'''

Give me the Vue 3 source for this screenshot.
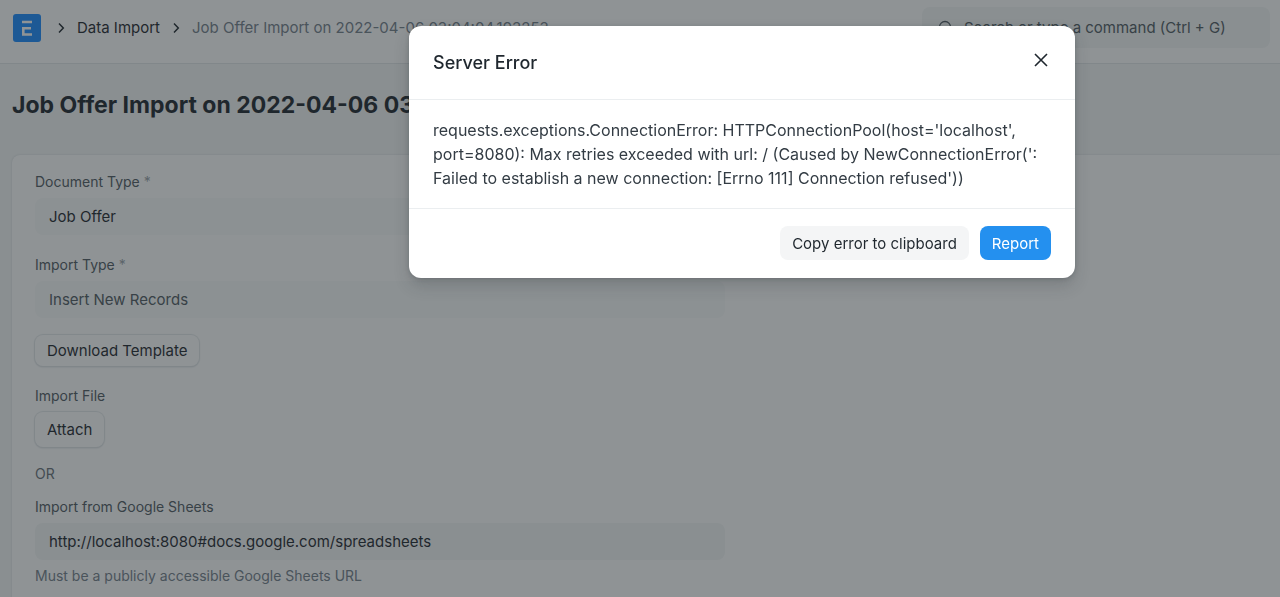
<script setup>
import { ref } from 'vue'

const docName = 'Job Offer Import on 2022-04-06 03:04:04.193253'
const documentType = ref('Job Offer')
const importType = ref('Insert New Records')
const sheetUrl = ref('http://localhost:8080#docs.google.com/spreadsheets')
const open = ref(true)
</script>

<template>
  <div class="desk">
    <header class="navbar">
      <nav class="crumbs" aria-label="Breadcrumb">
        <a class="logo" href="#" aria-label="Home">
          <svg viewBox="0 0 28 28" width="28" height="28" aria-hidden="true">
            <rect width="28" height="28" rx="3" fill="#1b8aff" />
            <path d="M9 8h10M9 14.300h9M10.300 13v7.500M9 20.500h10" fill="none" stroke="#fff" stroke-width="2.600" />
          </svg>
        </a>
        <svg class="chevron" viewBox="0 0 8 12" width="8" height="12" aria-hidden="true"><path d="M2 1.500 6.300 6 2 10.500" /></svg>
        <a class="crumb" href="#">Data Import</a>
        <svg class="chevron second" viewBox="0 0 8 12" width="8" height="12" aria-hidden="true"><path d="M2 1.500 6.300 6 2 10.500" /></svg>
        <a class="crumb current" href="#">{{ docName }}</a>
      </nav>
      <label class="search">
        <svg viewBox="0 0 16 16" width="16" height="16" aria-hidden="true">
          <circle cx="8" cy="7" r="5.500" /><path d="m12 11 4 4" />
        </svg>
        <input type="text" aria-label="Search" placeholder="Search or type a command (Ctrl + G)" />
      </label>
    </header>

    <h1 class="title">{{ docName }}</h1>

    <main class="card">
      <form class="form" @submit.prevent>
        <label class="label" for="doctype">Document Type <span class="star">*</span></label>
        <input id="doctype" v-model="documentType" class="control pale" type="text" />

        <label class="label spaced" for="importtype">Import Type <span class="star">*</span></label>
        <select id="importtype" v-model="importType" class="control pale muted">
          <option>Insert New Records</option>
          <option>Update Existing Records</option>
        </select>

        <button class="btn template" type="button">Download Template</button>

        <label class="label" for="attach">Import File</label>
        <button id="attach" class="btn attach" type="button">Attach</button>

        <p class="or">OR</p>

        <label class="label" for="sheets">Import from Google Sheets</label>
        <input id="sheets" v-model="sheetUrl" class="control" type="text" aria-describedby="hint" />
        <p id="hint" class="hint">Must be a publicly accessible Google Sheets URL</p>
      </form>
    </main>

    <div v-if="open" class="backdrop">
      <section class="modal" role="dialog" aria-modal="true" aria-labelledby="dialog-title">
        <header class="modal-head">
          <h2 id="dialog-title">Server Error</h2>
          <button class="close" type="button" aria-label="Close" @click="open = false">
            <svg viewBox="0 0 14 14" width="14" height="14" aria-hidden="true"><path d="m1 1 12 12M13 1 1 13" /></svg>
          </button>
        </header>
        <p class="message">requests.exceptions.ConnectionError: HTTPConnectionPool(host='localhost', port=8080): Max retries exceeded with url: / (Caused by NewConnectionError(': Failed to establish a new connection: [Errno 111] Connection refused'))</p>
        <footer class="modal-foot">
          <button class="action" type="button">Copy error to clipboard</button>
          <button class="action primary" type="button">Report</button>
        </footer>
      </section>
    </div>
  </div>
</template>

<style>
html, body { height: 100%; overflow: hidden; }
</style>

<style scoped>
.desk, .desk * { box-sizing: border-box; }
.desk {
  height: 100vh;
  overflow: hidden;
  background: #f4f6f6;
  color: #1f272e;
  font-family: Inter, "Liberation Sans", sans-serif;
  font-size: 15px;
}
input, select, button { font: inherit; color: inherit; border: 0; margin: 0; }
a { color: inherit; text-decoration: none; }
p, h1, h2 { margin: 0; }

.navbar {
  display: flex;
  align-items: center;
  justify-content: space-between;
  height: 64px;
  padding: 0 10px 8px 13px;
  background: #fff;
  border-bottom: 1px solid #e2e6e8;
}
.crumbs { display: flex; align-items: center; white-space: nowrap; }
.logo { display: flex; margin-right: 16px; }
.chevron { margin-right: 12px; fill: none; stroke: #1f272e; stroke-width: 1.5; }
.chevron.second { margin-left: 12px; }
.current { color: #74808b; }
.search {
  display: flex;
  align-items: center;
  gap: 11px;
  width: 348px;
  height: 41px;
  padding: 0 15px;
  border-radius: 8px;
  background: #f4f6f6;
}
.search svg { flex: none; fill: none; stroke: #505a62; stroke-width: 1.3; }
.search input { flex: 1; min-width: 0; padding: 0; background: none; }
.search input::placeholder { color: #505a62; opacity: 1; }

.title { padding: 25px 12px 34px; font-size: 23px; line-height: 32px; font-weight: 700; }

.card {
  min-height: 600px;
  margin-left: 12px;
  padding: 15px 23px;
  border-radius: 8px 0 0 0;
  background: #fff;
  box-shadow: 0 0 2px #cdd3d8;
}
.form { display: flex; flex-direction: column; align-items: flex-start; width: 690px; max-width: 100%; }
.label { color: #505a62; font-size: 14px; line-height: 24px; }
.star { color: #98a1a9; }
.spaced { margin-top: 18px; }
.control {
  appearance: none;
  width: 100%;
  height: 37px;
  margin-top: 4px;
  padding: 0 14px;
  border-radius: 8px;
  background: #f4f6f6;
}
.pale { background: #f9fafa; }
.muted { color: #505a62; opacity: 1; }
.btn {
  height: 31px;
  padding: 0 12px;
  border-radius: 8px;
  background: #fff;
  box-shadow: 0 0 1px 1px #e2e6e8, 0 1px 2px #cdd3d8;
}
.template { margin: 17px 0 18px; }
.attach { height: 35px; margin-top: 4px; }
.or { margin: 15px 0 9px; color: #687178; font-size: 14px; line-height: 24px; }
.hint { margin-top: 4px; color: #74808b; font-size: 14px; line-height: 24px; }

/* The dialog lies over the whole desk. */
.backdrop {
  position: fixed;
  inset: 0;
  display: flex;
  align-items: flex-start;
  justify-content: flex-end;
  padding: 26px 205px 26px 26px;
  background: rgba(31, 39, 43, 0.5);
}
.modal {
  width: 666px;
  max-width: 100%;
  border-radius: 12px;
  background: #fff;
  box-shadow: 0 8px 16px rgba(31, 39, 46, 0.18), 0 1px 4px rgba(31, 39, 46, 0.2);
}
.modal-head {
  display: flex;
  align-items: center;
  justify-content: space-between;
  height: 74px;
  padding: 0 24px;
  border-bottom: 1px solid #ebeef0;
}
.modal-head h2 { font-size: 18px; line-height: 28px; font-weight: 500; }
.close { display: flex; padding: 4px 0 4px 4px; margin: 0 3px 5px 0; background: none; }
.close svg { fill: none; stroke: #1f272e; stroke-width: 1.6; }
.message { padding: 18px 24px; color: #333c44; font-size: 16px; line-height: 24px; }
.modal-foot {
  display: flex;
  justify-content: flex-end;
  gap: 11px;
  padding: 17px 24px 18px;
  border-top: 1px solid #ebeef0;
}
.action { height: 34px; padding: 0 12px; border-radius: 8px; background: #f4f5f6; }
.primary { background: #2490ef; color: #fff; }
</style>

'''

▶ [Problem description]
Except for the pictures, reproduce every line exactly.

▶ [Result of this task]
Give me the Vue 3 source for this screenshot.
<script setup>
import { ref } from 'vue'

const docName = 'Job Offer Import on 2022-04-06 03:04:04.193253'
const documentType = ref('Job Offer')
const importType = ref('Insert New Records')
const sheetUrl = ref('http://localhost:8080#docs.google.com/spreadsheets')
const open = ref(true)
</script>

<template>
  <div class="desk">
    <header class="navbar">
      <nav class="crumbs" aria-label="Breadcrumb">
        <a class="logo" href="#" aria-label="Home">
          <svg viewBox="0 0 28 28" width="28" height="28" aria-hidden="true">
            <rect width="28" height="28" rx="3" fill="#1b8aff" />
            <path d="M9 8h10M9 14.300h9M10.300 13v7.500M9 20.500h10" fill="none" stroke="#fff" stroke-width="2.600" />
          </svg>
        </a>
        <svg class="chevron" viewBox="0 0 8 12" width="8" height="12" aria-hidden="true"><path d="M2 1.500 6.300 6 2 10.500" /></svg>
        <a class="crumb" href="#">Data Import</a>
        <svg class="chevron second" viewBox="0 0 8 12" width="8" height="12" aria-hidden="true"><path d="M2 1.500 6.300 6 2 10.500" /></svg>
        <a class="crumb current" href="#">{{ docName }}</a>
      </nav>
      <label class="search">
        <svg viewBox="0 0 16 16" width="16" height="16" aria-hidden="true">
          <circle cx="8" cy="7" r="5.500" /><path d="m12 11 4 4" />
        </svg>
        <input type="text" aria-label="Search" placeholder="Search or type a command (Ctrl + G)" />
      </label>
    </header>

    <h1 class="title">{{ docName }}</h1>

    <main class="card">
      <form class="form" @submit.prevent>
        <label class="label" for="doctype">Document Type <span class="star">*</span></label>
        <input id="doctype" v-model="documentType" class="control pale" type="text" />

        <label class="label spaced" for="importtype">Import Type <span class="star">*</span></label>
        <select id="importtype" v-model="importType" class="control pale muted">
          <option>Insert New Records</option>
          <option>Update Existing Records</option>
        </select>

        <button class="btn template" type="button">Download Template</button>

        <label class="label" for="attach">Import File</label>
        <button id="attach" class="btn attach" type="button">Attach</button>

        <p class="or">OR</p>

        <label class="label" for="sheets">Import from Google Sheets</label>
        <input id="sheets" v-model="sheetUrl" class="control" type="text" aria-describedby="hint" />
        <p id="hint" class="hint">Must be a publicly accessible Google Sheets URL</p>
      </form>
    </main>

    <div v-if="open" class="backdrop">
      <section class="modal" role="dialog" aria-modal="true" aria-labelledby="dialog-title">
        <header class="modal-head">
          <h2 id="dialog-title">Server Error</h2>
          <button class="close" type="button" aria-label="Close" @click="open = false">
            <svg viewBox="0 0 14 14" width="14" height="14" aria-hidden="true"><path d="m1 1 12 12M13 1 1 13" /></svg>
          </button>
        </header>
        <p class="message">requests.exceptions.ConnectionError: HTTPConnectionPool(host='localhost', port=8080): Max retries exceeded with url: / (Caused by NewConnectionError(': Failed to establish a new connection: [Errno 111] Connection refused'))</p>
        <footer class="modal-foot">
          <button class="action" type="button">Copy error to clipboard</button>
          <button class="action primary" type="button">Report</button>
        </footer>
      </section>
    </div>
  </div>
</template>

<style>
html, body { height: 100%; overflow: hidden; }
</style>

<style scoped>
.desk, .desk * { box-sizing: border-box; }
.desk {
  height: 100vh;
  overflow: hidden;
  background: #f4f6f6;
  color: #1f272e;
  font-family: Inter, "Liberation Sans", sans-serif;
  font-size: 15px;
}
input, select, button { font: inherit; color: inherit; border: 0; margin: 0; }
a { color: inherit; text-decoration: none; }
p, h1, h2 { margin: 0; }

.navbar {
  display: flex;
  align-items: center;
  justify-content: space-between;
  height: 64px;
  padding: 0 10px 8px 13px;
  background: #fff;
  border-bottom: 1px solid #e2e6e8;
}
.crumbs { display: flex; align-items: center; white-space: nowrap; }
.logo { display: flex; margin-right: 16px; }
.chevron { margin-right: 12px; fill: none; stroke: #1f272e; stroke-width: 1.5; }
.chevron.second { margin-left: 12px; }
.current { color: #74808b; }
.search {
  display: flex;
  align-items: center;
  gap: 11px;
  width: 348px;
  height: 41px;
  padding: 0 15px;
  border-radius: 8px;
  background: #f4f6f6;
}
.search svg { flex: none; fill: none; stroke: #505a62; stroke-width: 1.3; }
.search input { flex: 1; min-width: 0; padding: 0; background: none; }
.search input::placeholder { color: #505a62; opacity: 1; }

.title { padding: 25px 12px 34px; font-size: 23px; line-height: 32px; font-weight: 700; }

.card {
  min-height: 600px;
  margin-left: 12px;
  padding: 15px 23px;
  border-radius: 8px 0 0 0;
  background: #fff;
  box-shadow: 0 0 2px #cdd3d8;
}
.form { display: flex; flex-direction: column; align-items: flex-start; width: 690px; max-width: 100%; }
.label { color: #505a62; font-size: 14px; line-height: 24px; }
.star { color: #98a1a9; }
.spaced { margin-top: 18px; }
.control {
  appearance: none;
  width: 100%;
  height: 37px;
  margin-top: 4px;
  padding: 0 14px;
  border-radius: 8px;
  background: #f4f6f6;
}
.pale { background: #f9fafa; }
.muted { color: #505a62; opacity: 1; }
.btn {
  height: 31px;
  padding: 0 12px;
  border-radius: 8px;
  background: #fff;
  box-shadow: 0 0 1px 1px #e2e6e8, 0 1px 2px #cdd3d8;
}
.template { margin: 17px 0 18px; }
.attach { height: 35px; margin-top: 4px; }
.or { margin: 15px 0 9px; color: #687178; font-size: 14px; line-height: 24px; }
.hint { margin-top: 4px; color: #74808b; font-size: 14px; line-height: 24px; }

/* The dialog lies over the whole desk. */
.backdrop {
  position: fixed;
  inset: 0;
  display: flex;
  align-items: flex-start;
  justify-content: flex-end;
  padding: 26px 205px 26px 26px;
  background: rgba(31, 39, 43, 0.5);
}
.modal {
  width: 666px;
  max-width: 100%;
  border-radius: 12px;
  background: #fff;
  box-shadow: 0 8px 16px rgba(31, 39, 46, 0.18), 0 1px 4px rgba(31, 39, 46, 0.2);
}
.modal-head {
  display: flex;
  align-items: center;
  justify-content: space-between;
  height: 74px;
  padding: 0 24px;
  border-bottom: 1px solid #ebeef0;
}
.modal-head h2 { font-size: 18px; line-height: 28px; font-weight: 500; }
.close { display: flex; padding: 4px 0 4px 4px; margin: 0 3px 5px 0; background: none; }
.close svg { fill: none; stroke: #1f272e; stroke-width: 1.6; }
.message { padding: 18px 24px; color: #333c44; font-size: 16px; line-height: 24px; }
.modal-foot {
  display: flex;
  justify-content: flex-end;
  gap: 11px;
  padding: 17px 24px 18px;
  border-top: 1px solid #ebeef0;
}
.action { height: 34px; padding: 0 12px; border-radius: 8px; background: #f4f5f6; }
.primary { background: #2490ef; color: #fff; }
</style>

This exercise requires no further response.